:: Directions for this task ::
Return exactly the listing's lines, from its first line to the line holding "FaInstagram, FaPinterest, FaTwitter", ends included.

:: Data segment ::
━━━━━━━━━━
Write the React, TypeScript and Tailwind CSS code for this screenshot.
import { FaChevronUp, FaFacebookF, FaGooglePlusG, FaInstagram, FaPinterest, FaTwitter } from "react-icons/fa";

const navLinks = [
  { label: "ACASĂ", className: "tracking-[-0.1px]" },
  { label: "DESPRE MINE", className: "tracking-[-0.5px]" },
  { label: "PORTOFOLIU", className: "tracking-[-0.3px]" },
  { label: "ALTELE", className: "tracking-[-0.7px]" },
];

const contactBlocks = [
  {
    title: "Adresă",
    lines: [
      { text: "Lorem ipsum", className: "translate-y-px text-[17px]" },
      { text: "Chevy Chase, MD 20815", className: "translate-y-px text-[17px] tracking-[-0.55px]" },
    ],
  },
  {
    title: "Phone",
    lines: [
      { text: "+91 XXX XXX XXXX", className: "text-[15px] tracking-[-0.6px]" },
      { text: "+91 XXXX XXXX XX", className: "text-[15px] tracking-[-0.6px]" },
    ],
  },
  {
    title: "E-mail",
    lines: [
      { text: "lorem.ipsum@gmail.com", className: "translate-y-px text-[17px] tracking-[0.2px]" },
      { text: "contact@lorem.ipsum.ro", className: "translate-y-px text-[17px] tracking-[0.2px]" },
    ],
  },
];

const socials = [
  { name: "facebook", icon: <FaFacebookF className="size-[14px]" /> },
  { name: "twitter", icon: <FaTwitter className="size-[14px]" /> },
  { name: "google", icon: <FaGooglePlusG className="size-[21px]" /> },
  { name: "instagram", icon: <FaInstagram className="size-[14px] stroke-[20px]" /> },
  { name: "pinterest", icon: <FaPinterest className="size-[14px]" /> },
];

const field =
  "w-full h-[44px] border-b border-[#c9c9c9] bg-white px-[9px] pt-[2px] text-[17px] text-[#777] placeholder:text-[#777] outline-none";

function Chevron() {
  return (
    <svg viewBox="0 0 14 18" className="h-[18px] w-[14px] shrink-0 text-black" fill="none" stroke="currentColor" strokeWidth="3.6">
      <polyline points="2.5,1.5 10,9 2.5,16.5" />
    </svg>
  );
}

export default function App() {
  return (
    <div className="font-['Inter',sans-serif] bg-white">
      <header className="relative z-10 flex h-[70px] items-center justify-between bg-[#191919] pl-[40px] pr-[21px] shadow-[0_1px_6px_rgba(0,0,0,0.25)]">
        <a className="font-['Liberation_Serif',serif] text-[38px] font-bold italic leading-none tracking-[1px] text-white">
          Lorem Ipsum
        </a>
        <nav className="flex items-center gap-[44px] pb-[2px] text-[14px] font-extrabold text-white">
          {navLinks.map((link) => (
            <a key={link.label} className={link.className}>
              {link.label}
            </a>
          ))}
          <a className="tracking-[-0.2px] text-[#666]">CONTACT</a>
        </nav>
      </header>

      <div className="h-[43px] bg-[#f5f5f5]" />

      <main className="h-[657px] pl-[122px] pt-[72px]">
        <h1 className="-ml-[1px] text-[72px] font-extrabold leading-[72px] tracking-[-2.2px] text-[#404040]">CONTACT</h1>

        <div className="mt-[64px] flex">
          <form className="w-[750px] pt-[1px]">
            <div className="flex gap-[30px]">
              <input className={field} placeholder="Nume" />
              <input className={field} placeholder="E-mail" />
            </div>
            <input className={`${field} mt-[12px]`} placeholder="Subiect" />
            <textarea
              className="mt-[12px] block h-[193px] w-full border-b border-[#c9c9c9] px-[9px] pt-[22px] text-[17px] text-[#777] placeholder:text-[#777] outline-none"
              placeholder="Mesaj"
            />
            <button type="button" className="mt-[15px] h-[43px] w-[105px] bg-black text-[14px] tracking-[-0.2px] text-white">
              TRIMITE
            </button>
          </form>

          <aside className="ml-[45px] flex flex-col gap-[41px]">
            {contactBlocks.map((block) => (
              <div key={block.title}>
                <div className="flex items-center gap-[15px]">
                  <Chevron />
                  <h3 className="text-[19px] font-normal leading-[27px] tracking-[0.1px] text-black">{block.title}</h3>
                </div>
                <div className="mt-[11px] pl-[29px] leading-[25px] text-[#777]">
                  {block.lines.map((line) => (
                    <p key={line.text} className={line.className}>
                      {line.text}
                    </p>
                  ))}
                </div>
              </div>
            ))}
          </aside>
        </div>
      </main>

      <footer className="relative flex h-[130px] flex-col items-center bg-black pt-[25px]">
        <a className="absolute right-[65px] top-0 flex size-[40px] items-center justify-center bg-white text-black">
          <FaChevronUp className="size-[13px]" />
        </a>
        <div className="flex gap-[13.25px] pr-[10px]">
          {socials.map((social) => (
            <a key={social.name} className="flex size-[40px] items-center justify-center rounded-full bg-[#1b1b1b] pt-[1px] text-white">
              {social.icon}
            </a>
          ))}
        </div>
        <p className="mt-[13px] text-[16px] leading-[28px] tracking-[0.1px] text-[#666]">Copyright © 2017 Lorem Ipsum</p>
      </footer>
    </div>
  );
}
━━━━━━━━━━
:: Solution below ::
Write the React, TypeScript and Tailwind CSS code for this screenshot.
import { FaChevronUp, FaFacebookF, FaGooglePlusG, FaInstagram, FaPinterest, FaTwitter } from "react-icons/fa";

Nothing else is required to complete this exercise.